プリウスの弟分脱却!トヨタが新型アクアSUV投入のワケとは
- 筆者: 桃田 健史
アクア・プリウスの見込み客が日産 ノート e-POWERに流れている
「オタクのは、普通のハイブリッドでしょ。でも、向こうは”新しいEV”なんですよ」
昨年後半から、トヨタディーラーにアクアやプリウスを見に来た購入見込み客が、そういうことを言う場面が増えたという。
結果的に、こうした購入見込み客の多くが”向こう”に流れていく。
”新しいEV”とは、日産 ノート e-POWERのことである。
トヨタの販売現場からは「”新しいEV”といっても、実質的にシリーズハイブリッド車でしょ。マーケティング戦略としては見事だと思いますが、なんとも悔しいかぎりです」という声が挙がっている。

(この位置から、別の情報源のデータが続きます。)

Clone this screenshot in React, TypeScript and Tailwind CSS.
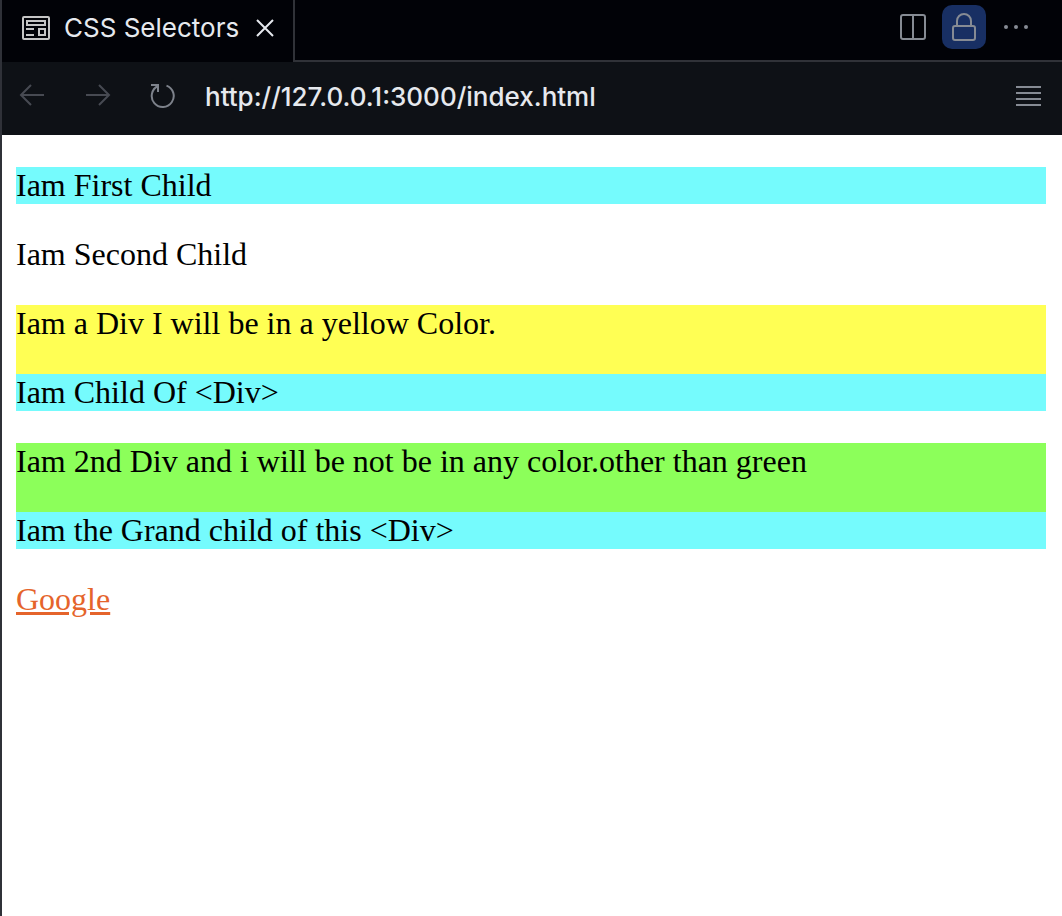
import type { ReactNode } from "react";

function IconButton({ label, className, children }: { label: string; className: string; children: ReactNode }) {
  return (
    <button type="button" aria-label={label} className={`flex shrink-0 items-center justify-center ${className}`}>
      {children}
    </button>
  );
}

function TabBar() {
  return (
    <header className="flex h-[62px] bg-[#010207]">
      <div className="flex w-[293px] shrink-0 items-center border-r-2 border-[#303238] pb-[7px] pl-5">
        <svg width="28" height="24" viewBox="0 0 28 24" fill="none" stroke="#c5c5c5" strokeWidth="2" aria-hidden="true">
          <rect x="1" y="1" width="26" height="22" rx="1" />
          <path d="M5 5h18v4H5zM4 13h8M4 19h8M17 13h6v6h-6z" />
        </svg>
        <span className="ml-[14px] whitespace-nowrap font-['Inter',sans-serif] text-[26px] leading-8 text-[#e6e9ee]">
          CSS Selectors
        </span>
        <IconButton label="Close tab" className="ml-auto mr-[18px] h-8 w-5 text-[#e6e9ee]">
          <svg width="18" height="18" viewBox="0 0 18 18" fill="none" stroke="currentColor" strokeWidth="2">
            <path d="M1 1l16 16M17 1L1 17" />
          </svg>
        </IconButton>
      </div>
      <div className="flex flex-1 items-center justify-end border-b-2 border-[#303238] pb-[6px] pr-8 text-[#868b94]">
        <IconButton label="Split editor" className="h-[42px] w-[42px]">
          <svg width="26" height="26" viewBox="0 0 26 26" fill="none" stroke="currentColor" strokeWidth="2">
            <rect x="1" y="1" width="24" height="24" rx="2" />
            <path d="M13 1v24" />
          </svg>
        </IconButton>
        <IconButton label="Lock group" className="ml-2 h-11 w-11 rounded-[10px] bg-[#182f63]">
          <svg width="24" height="28" viewBox="0 0 24 28" fill="none" stroke="currentColor" strokeWidth="2">
            <rect x="1" y="13" width="22" height="14" rx="2" />
            <path d="M5 13V8a7 7 0 0 1 14 0v5" />
          </svg>
        </IconButton>
        <IconButton label="More actions" className="ml-4 h-11 w-7">
          <svg width="24" height="4" viewBox="0 0 24 4" fill="currentColor">
            <circle cx="2" cy="2" r="2" />
            <circle cx="12" cy="2" r="2" />
            <circle cx="22" cy="2" r="2" />
          </svg>
        </IconButton>
      </div>
    </header>
  );
}

function AddressBar() {
  return (
    <nav className="flex h-[73px] items-center pb-[5px] pl-[14px] pr-[17px]">
      <IconButton label="Back" className="h-8 w-8 text-[#474a52]">
        <svg width="26" height="24" viewBox="0 0 26 24" fill="none" stroke="currentColor" strokeWidth="2">
          <path d="M25 11H2M12 1L2 11l10 10" />
        </svg>
      </IconButton>
      <IconButton label="Forward" className="ml-[34px] h-8 w-8 text-[#474a52]">
        <svg width="26" height="24" viewBox="0 0 26 24" fill="none" stroke="currentColor" strokeWidth="2">
          <path d="M1 11h23M14 1l10 10-10 10" />
        </svg>
      </IconButton>
      <IconButton label="Reload" className="ml-[33px] h-8 w-8 text-[#7d828b]">
        <svg width="26" height="26" viewBox="0 0 26 26" fill="none" stroke="currentColor" strokeWidth="2">
          <path d="M1 2h7v7M8 3A11 11 0 1 0 16.500 2.600" />
        </svg>
      </IconButton>
      <input
        aria-label="Address"
        type="text"
        defaultValue="http://127.0.0.1:3000/index.html"
        className="ml-[26px] h-10 min-w-0 flex-1 bg-transparent font-['Inter',sans-serif] text-[26px] font-medium leading-8 text-[#e6e9ee] outline-none"
      />
      <IconButton label="Menu" className="h-8 w-8 text-[#868b94]">
        <svg width="26" height="20" viewBox="0 0 26 20" fill="none" stroke="currentColor" strokeWidth="2">
          <path d="M0 1h25M0 7h25M0 13h25M0 19h25" />
        </svg>
      </IconButton>
    </nav>
  );
}

export default function App() {
  return (
    <div className="flex min-h-screen flex-col border-l-2 border-[#2f3138] bg-[#0e1116]">
      <TabBar />
      <AddressBar />
      <main className="flex flex-1 flex-col gap-8 bg-white py-8 pl-[14px] pr-4 font-['Liberation_Serif',serif] text-[32px] leading-[37px] text-black">
        <p className="bg-[#75fbfd]">Iam First Child</p>
        <p>Iam Second Child</p>
        <div className="bg-[#ffff54]">
          Iam a Div I will be in a yellow Color.
          <p className="mt-8 bg-[#75fbfd]">Iam Child Of &lt;Div&gt;</p>
        </div>
        <div className="bg-[#8cff5a]">
          Iam 2nd Div and i will be not be in any color.other than green
          <p className="mt-8 bg-[#75fbfd]">Iam the Grand child of this &lt;Div&gt;</p>
        </div>
        <a href="https://www.google.com" className="self-start text-[#e5642b] underline decoration-[3px]">
          Google
        </a>
      </main>
    </div>
  );
}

人工知能による自動運転、5G通信によるコネクテッドカー、そしてビッグデータを活用したカーシェアリングなど、異業種からの新風によって世界自動車産業界はいま、史上空前の大転換期に突入している。
だが、販売現場では、そうした時代の大流よりも”今月の売り上げ”の方が気にかかる。
現状での自動車産業は、”新車を数多く売ること”が最優先であり、日本で自動車販売シェアを半数を牛耳るトヨタにとって、国内主力車種であるアクアとプリウスが”新しいEV”に振り回されている現状を深刻に受け止めるのは当然である。
こうした中、アクアが2017年6月にマイナーチェンジを行った。
”プリウスの弟分”という立ち位置からの脱却
改めて、アクアという商品の存在意義を考えてみると、そもそもの発想はミニ・プリウスだ。その証拠に、北米仕様アクアはプリウスCという商品名で販売されている。

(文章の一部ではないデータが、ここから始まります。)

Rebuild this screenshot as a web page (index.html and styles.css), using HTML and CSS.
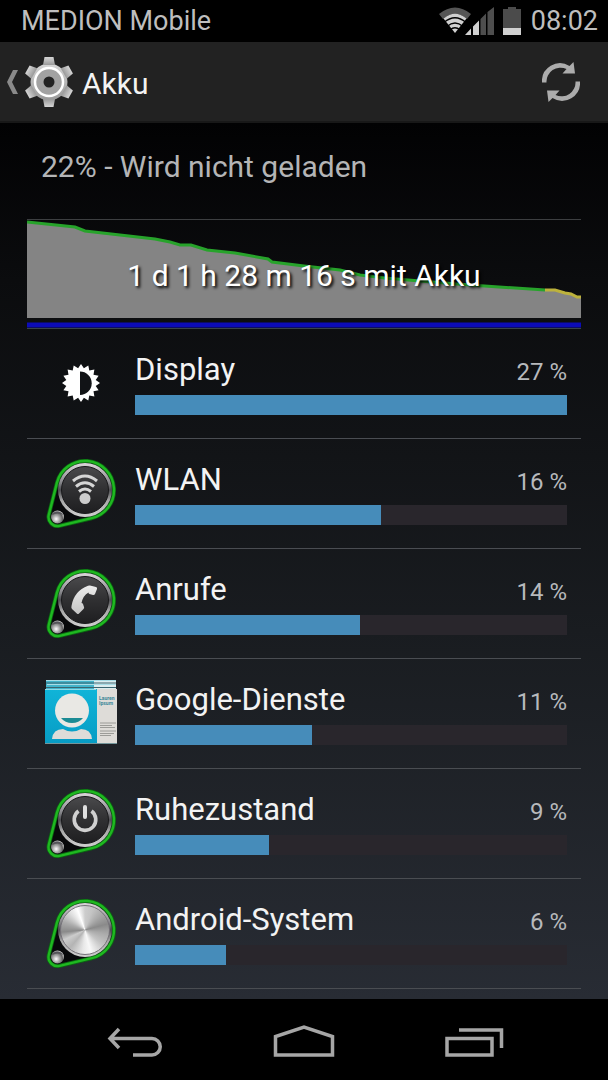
FILE: index.html
```html
<!DOCTYPE html>
<html lang="de">
<head>
<meta charset="utf-8">
<meta name="viewport" content="width=device-width, initial-scale=1">
<title>Akku</title>
<link rel="stylesheet" href="styles.css">
</head>
<body>
<svg class="defs" width="0" height="0" aria-hidden="true">
  <defs>
    <linearGradient id="gear" x1="0" y1="0" x2="0" y2="1"><stop offset="0" stop-color="#d6d6d6"/><stop offset="1" stop-color="#999"/></linearGradient>
    <linearGradient id="rim" x1="0" y1="0" x2="0" y2="1"><stop offset="0" stop-color="#dcd8da"/><stop offset=".35" stop-color="#8a8a8e"/><stop offset=".5" stop-color="#4c4c50"/><stop offset=".7" stop-color="#a8a8a8"/><stop offset="1" stop-color="#d0d0d0"/></linearGradient>
    <linearGradient id="disc" x1="0" y1="0" x2="0" y2="1"><stop offset="0" stop-color="#4a4a4c"/><stop offset=".5" stop-color="#303032"/><stop offset="1" stop-color="#1e1e20"/></linearGradient>
    <radialGradient id="bead" cx=".4" cy=".65" r=".65"><stop offset="0" stop-color="#fff"/><stop offset=".4" stop-color="#aaa"/><stop offset=".75" stop-color="#666"/><stop offset="1" stop-color="#ccc"/></radialGradient>
    <linearGradient id="glyph" x1="0" y1="0" x2="0" y2="1"><stop offset="0" stop-color="#ececec"/><stop offset="1" stop-color="#c4c4c4"/></linearGradient>
    <linearGradient id="cyan" x1="0" y1="0" x2="0" y2="1"><stop offset="0" stop-color="#10b4d8"/><stop offset="1" stop-color="#079cc4"/></linearGradient>
    <symbol id="badge" viewBox="0 0 72 72">
      <path d="M11.9 25.9A29 29 0 1 1 46.6 61.2L14.6 68.8A9 9 0 0 1 3.8 57.8Z" fill="#08090b" stroke="#0b6a11" stroke-width="4"/>
      <path d="M11.9 25.9A29 29 0 1 1 46.6 61.2L14.6 68.8A9 9 0 0 1 3.8 57.8Z" fill="none" stroke="#1fb821" stroke-width="2.400"/>
      <circle cx="40" cy="33" r="27" fill="url(#rim)"/>
      <circle cx="40" cy="33" r="23.500" fill="url(#disc)" stroke="#19191b"/>
      <circle cx="12.500" cy="60" r="6.500" fill="url(#bead)"/>
      <path d="M7 58a6 6 0 0 1 11 0q-5.500-3-11 0z" fill="#55555a"/>
    </symbol>
  </defs>
</svg>

<header class="status">
  <span>MEDION Mobile</span>
  <span class="status-right">
    <svg class="signal" viewBox="0 0 56 28" aria-label="WLAN und Mobilfunk">
      <path d="M0 7Q16-6 32 7L28 12Q16 2 4 12Z" fill="#555"/>
      <path d="M4.500 11.500Q16 2 27.500 11.500L16 26Z" fill="#d0d0d0"/>
      <path d="M5 15.500Q16 6 27 15.500M8 19.500Q16 12.500 24 19.500M11 23Q16 18.500 21 23" fill="none" stroke="#000" stroke-width="1.300"/>
      <path d="M26 28L32 21.500V28ZM34 28V19.500L40 13.500V28Z" fill="#d0d0d0"/>
      <path d="M41.500 28V12L47 6.500V28ZM48.500 28V5L55 0V28Z" fill="#4e4e4e"/>
    </svg>
    <svg class="battery" viewBox="0 0 18 28" aria-label="Akkustand"><path d="M0 2H5V0H13V2H18V28H0Z" fill="#4b4b4b"/><path d="M0 21H18V28H0Z" fill="#d0d0d0"/></svg>
    <time>08:02</time>
  </span>
</header>

<div class="actionbar">
  <button class="up" type="button" aria-label="Zurück zu Einstellungen">
    <svg class="chevron" viewBox="0 0 12 24"><path d="M6 0H11L5 12L11 24H6L0 12Z" fill="#8a8a8a"/></svg>
    <svg class="gear" viewBox="-25 -26 50 52">
      <g fill="url(#gear)">
        <circle r="18.500"/>
        <path d="M-6-17L-4.500-25H4.500L6-17Z"/>
        <path d="M-6-17L-4.500-25H4.500L6-17Z" transform="rotate(60)"/>
        <path d="M-6-17L-4.500-25H4.500L6-17Z" transform="rotate(120)"/>
        <path d="M-6-17L-4.500-25H4.500L6-17Z" transform="rotate(180)"/>
        <path d="M-6-17L-4.500-25H4.500L6-17Z" transform="rotate(240)"/>
        <path d="M-6-17L-4.500-25H4.500L6-17Z" transform="rotate(300)"/>
      </g>
      <circle r="14" fill="#a2a2a2" stroke="#fff" stroke-width="2.500"/>
      <circle r="5.500" fill="#222"/>
    </svg>
  </button>
  <h1>Akku</h1>
  <button class="refresh" type="button" aria-label="Aktualisieren">
    <svg viewBox="0 0 38 42">
      <g fill="#acacac">
        <path d="M0 21.500A18 18 0 0 1 27.500 5L31.500 1L33 12.500L20.500 12.500L24.500 8A14 14 0 0 0 4.500 21.500Z"/>
        <path d="M0 21.500A18 18 0 0 1 27.500 5L31.500 1L33 12.500L20.500 12.500L24.500 8A14 14 0 0 0 4.500 21.500Z" transform="rotate(180 19 21)"/>
      </g>
    </svg>
  </button>
</div>

<main class="content">
  <p class="summary">22% - Wird nicht geladen</p>

  <section class="chart">
    <svg class="plot" viewBox="0 0 554 108" preserveAspectRatio="none" aria-hidden="true">
      <path d="M0 2L48 7L58 11L93 15L128 19L143 22L153 25H164L180 30L208 33L241 39L245 42L277 46L313 50L333 55L358 58L393 61L443 65L518 70L538 72L550 76H554V98H0Z" fill="#848484"/>
      <path d="M0 2L48 7L58 11L93 15L128 19L143 22L153 25H164L180 30L208 33L241 39L245 42L277 46L313 50L333 55L358 58L393 61L443 65L518 70" fill="none" stroke="#27a32b" stroke-width="3"/>
      <path d="M518 70L528 70L538 73L544 74L550 77H554" fill="none" stroke="#bdb23c" stroke-width="3"/>
      <path d="M0 105H554" stroke="#0c0cb8" stroke-width="5"/>
    </svg>
    <p class="duration">1 d 1 h 28 m 16 s mit Akku</p>
  </section>

  <ul class="usage">
    <li>
      <svg class="icon" viewBox="0 0 72 72" aria-hidden="true">
        <path fill="#fff" d="M36 17L38.900 21.300L43.300 18.400L44.300 23.500L49.400 22.600L48.500 27.700L53.600 28.700L50.700 33.100L55 36L50.700 38.900L53.600 43.300L48.500 44.300L49.400 49.400L44.300 48.500L43.300 53.600L38.900 50.700L36 55L33.100 50.700L28.700 53.600L27.700 48.500L22.600 49.400L23.500 44.300L18.400 43.300L21.300 38.900L17 36L21.300 33.100L18.400 28.700L23.500 27.700L22.600 22.600L27.700 23.500L28.700 18.400L33.100 21.300Z"/>
        <path fill="#111316" d="M35 24.500A11.700 11.700 0 0 1 35 47.900Z"/>
      </svg>
      <div class="label"><span class="name">Display</span><span class="pct">27 %</span></div>
      <div class="bar"><div class="fill" style="width:100%"></div></div>
    </li>
    <li>
      <svg class="icon" viewBox="0 0 72 72" aria-hidden="true">
        <use href="#badge"/>
        <g fill="none" stroke="#d6d6d6" stroke-width="3"><path d="M28 24Q40 14 52 24M31 29.500Q40 22 49 29.500M34 34.500Q40 29.500 46 34.500"/></g>
        <circle cx="40" cy="41.500" r="5.500" fill="#ccc"/>
      </svg>
      <div class="label"><span class="name">WLAN</span><span class="pct">16 %</span></div>
      <div class="bar"><div class="fill" style="width:57%"></div></div>
    </li>
    <li>
      <svg class="icon" viewBox="0 0 72 72" aria-hidden="true">
        <use href="#badge"/>
        <path fill="url(#glyph)" d="M45 18.500L51 20Q52.500 20.500 52 22L50 27Q49.500 28.200 48 28L44.500 27Q43.500 26.700 43.500 25.500Q38 28.500 36.500 36Q37.500 36 38 37L39 40Q39.500 41 38.500 42L34 46.500Q33 47.500 31.800 46.500L27 42Q26 41 26.500 39Q29 24 43 18.800Q44 18.300 45 18.500Z"/>
      </svg>
      <div class="label"><span class="name">Anrufe</span><span class="pct">14 %</span></div>
      <div class="bar"><div class="fill" style="width:52%"></div></div>
    </li>
    <li>
      <svg class="icon" viewBox="0 0 72 72" aria-hidden="true">
        <path d="M1 3H50V12H1Z" fill="#42b4cc"/><path d="M49 3H71V12H49Z" fill="#dcecee"/>
        <path d="M1 3.500H71M2 7.500H71" stroke="#a8dce6"/><path d="M1 6H71M1 10.500H71" stroke="#3a6570"/>
        <path d="M0 12H52V67H0Z" fill="url(#cyan)"/><path d="M52 12H72V67H52Z" fill="#dedcd8"/>
        <path d="M0 12.500H51" stroke="#8edaea"/>
        <circle cx="27" cy="33.500" r="17" fill="#e9e8e4"/>
        <path d="M16 41H38Q34 46 27 46Q20 46 16 41Z" fill="#1b8b94"/>
        <path d="M7 62Q8 52 18 52Q27 57 36 52Q46 52 47 62Z" fill="#dedcd8"/>
        <path d="M0 66.500H72" stroke="#74959a"/>
        <text class="card-text" x="54" y="23">Lauren</text><text class="card-text" x="54" y="28">Ipsum</text>
        <path d="M55 46H71M55 48.500H67M55 50.500H70M55 54H71M55 56.500H69M55 58.500H66" stroke="#8b8b88" stroke-width=".8"/>
      </svg>
      <div class="label"><span class="name">Google-Dienste</span><span class="pct">11 %</span></div>
      <div class="bar"><div class="fill" style="width:41%"></div></div>
    </li>
    <li>
      <svg class="icon" viewBox="0 0 72 72" aria-hidden="true">
        <use href="#badge"/>
        <path d="M33.500 24A10.800 10.800 0 1 0 46.500 24" fill="none" stroke="#d0d0d0" stroke-width="3.600"/>
        <path d="M40 20V30" stroke="#e0e0e0" stroke-width="4" stroke-linecap="round"/>
      </svg>
      <div class="label"><span class="name">Ruhezustand</span><span class="pct">9 %</span></div>
      <div class="bar"><div class="fill" style="width:31%"></div></div>
    </li>
    <li>
      <span class="icon metal-icon">
        <svg viewBox="0 0 72 72" aria-hidden="true"><use href="#badge"/></svg>
        <span class="metal"></span>
      </span>
      <div class="label"><span class="name">Android-System</span><span class="pct">6 %</span></div>
      <div class="bar"><div class="fill" style="width:21%"></div></div>
    </li>
  </ul>
</main>

<nav class="navbar">
  <button type="button" aria-label="Zurück"><svg viewBox="0 0 60 36"><path d="M14 5L5 14.500L14 24M5.500 14.500H47A8.200 8.200 0 0 1 47 31H28" fill="none" stroke="#a6a6a6" stroke-width="3.500"/></svg></button>
  <button type="button" aria-label="Startseite"><svg viewBox="0 0 60 36"><path d="M1.500 31V12.500L30 3L58.500 12.500V31Z" fill="none" stroke="#a6a6a6" stroke-width="3.500"/></svg></button>
  <button type="button" aria-label="Letzte Apps"><svg viewBox="0 0 60 36"><path d="M4 14.500H49V31H4ZM16 6H58.500V24" fill="none" stroke="#a6a6a6" stroke-width="3.500"/></svg></button>
</nav>
</body>
</html>
```
FILE: styles.css
```css
* { box-sizing: border-box; }
body {
  margin: 0;
  min-height: 100vh;
  display: flex;
  flex-direction: column;
  background: #000;
  color: #f3f3f3;
  font-family: Roboto, "Liberation Sans", sans-serif;
}
h1, p, ul { margin: 0; padding: 0; font-weight: 400; }
svg { display: block; }
button { border: 0; padding: 0; background: none; color: inherit; }
.defs { position: absolute; }

.status {
  height: 42px;
  padding: 0 10px 0 21px;
  display: flex;
  justify-content: space-between;
  align-items: center;
  color: #bebebe;
  font-size: 27px;
}
.status-right { display: flex; align-items: center; gap: 8px; }
.signal { width: 56px; height: 28px; }
.battery { width: 18px; height: 28px; margin-right: 2px; }

.actionbar {
  height: 81px;
  padding: 0 28px 0 7px;
  display: flex;
  align-items: center;
  background: #222;
  border-bottom: 2px solid #181818;
}
.up { display: flex; align-items: center; gap: 5px; }
.chevron { width: 12px; height: 24px; }
.gear { width: 50px; height: 52px; }
.actionbar h1 { flex: 1; padding: 4px 0 0 8px; font-size: 30px; }
.refresh svg { width: 38px; height: 42px; }

.content {
  flex: 1;
  padding: 0 27px 10px;
  background: linear-gradient(#020203, #0b0c0e 18%, #191c20 58%, #282c34);
}
.summary {
  padding: 24px 14px 0;
  height: 96px;
  font-size: 30px;
  line-height: 40px;
  color: #b4b5b6;
}
.chart {
  display: grid;
  border-top: 1px solid #3d3f41;
  border-bottom: 1px solid #37444c;
}
.chart > * { grid-area: 1 / 1; }
.plot { width: 100%; height: 108px; }
.duration {
  padding-top: 36px;
  text-align: center;
  font-size: 30px;
  line-height: 40px;
  color: #fff;
  text-shadow: 2px 2px 3px #000;
}

.usage { list-style: none; }
.usage li {
  height: 110px;
  padding: 18px 14px 0 18px;
  display: grid;
  grid-template-columns: 72px 1fr;
  grid-template-rows: 48px 20px;
  column-gap: 18px;
  border-bottom: 1px solid #4a4d52;
}
.icon { grid-row: 1 / 3; width: 72px; height: 72px; }
.metal-icon { display: grid; }
.metal-icon > * { grid-area: 1 / 1; }
.metal {
  width: 50px;
  height: 50px;
  margin: 8px 0 0 15px;
  border: 1px solid #77737a;
  border-radius: 50%;
  background: conic-gradient(#ccc, #c4c4c4 20deg, #aaa 45deg, #8a8a8a 75deg, #aaa 100deg, #c4c4c4 130deg, #f8f8f8 165deg, #e8e8e8 185deg, #b4b4b4 220deg, #ccc 245deg, #8a8a8a 265deg, #aaa 290deg, #e0e0e0 320deg, #fff 340deg, #ccc);
}
.label {
  display: flex;
  justify-content: space-between;
  align-items: baseline;
  line-height: 46px;
}
.name { font-size: 31px; }
.pct { font-size: 24px; color: #b7b9bc; }
.bar { background: #29262c; }
.fill { height: 20px; background: #468cba; }
.card-text { font: 700 5px Roboto, sans-serif; fill: #3d8798; }

.navbar {
  height: 81px;
  padding: 4px 104px 0;
  display: flex;
  align-items: center;
  justify-content: space-between;
}
.navbar svg { width: 62px; height: 36px; }
```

プリウスは、第三世代においてハイブリッドという市場を確立し、その頂点に君臨した。ハイブリッドの王者として、余裕十分の室内空間が必然となった。そこで、外観も含めてかなり大きくなった。
そのため、トヨタディーラーに第三世代プリウスを見に来た購入見込み客からは「ひとりかふたりで乗ることが多いので、これだとサイズ的にちょっと大きい気がする」という声が聞かれるようになった。
そこに登場したのが、アクアだ。
つまり、アクアの特徴は、プリウスに対する”小ささ”だ。
トヨタの狙いは奏功し、プリウス購入見込み客の一部がアクアへと流れていった。
また、「軽自動車っていうのも、取引先の手前、ちょっと…」という声があった商用車向けの需要も確保した。しかし昨今、「軽自動車でも十分」という声から新型ミライースに小型商用車の需要が流れ始めた。
こうした声も念頭に、アクアがマイナーチェンジを行う。
新生アクアにクロスオーバー系の派生モデルを投入
マイナーチェンジで最も重視するのは、”小ささに対するイメージチェンジ”だ。
そこで生まれた発想が、クロスオーバー系の派生モデル「アクア クロスオーバー」の投入だ。
端的に考えれば、プリウスに対するC-HRともいえるが、これはけっしてミニ・C-HRという発想とは言い切れない。
あくまでも、現行アクア誕生の裏にある、”プリウスに対する小ささ”から脱却し、様々な生活シーンでも活用可能な”新しいかたち”を演出することで、アクアを再生させようという考え方だ。
とはいえ、今回のマイナーチェンジは、アクア周辺の社会事情が大きく変化する中での、まさしくリリーフ投手であり、アクアを根本的に見直すまでのビックマイナーチェンジとはいえないはずだ。
消費者にとっては、燃費競争が購買動機とも言えなくなってきたいま、アクアという商品の方向性に大きな軌道修正が必要なのかもしれない。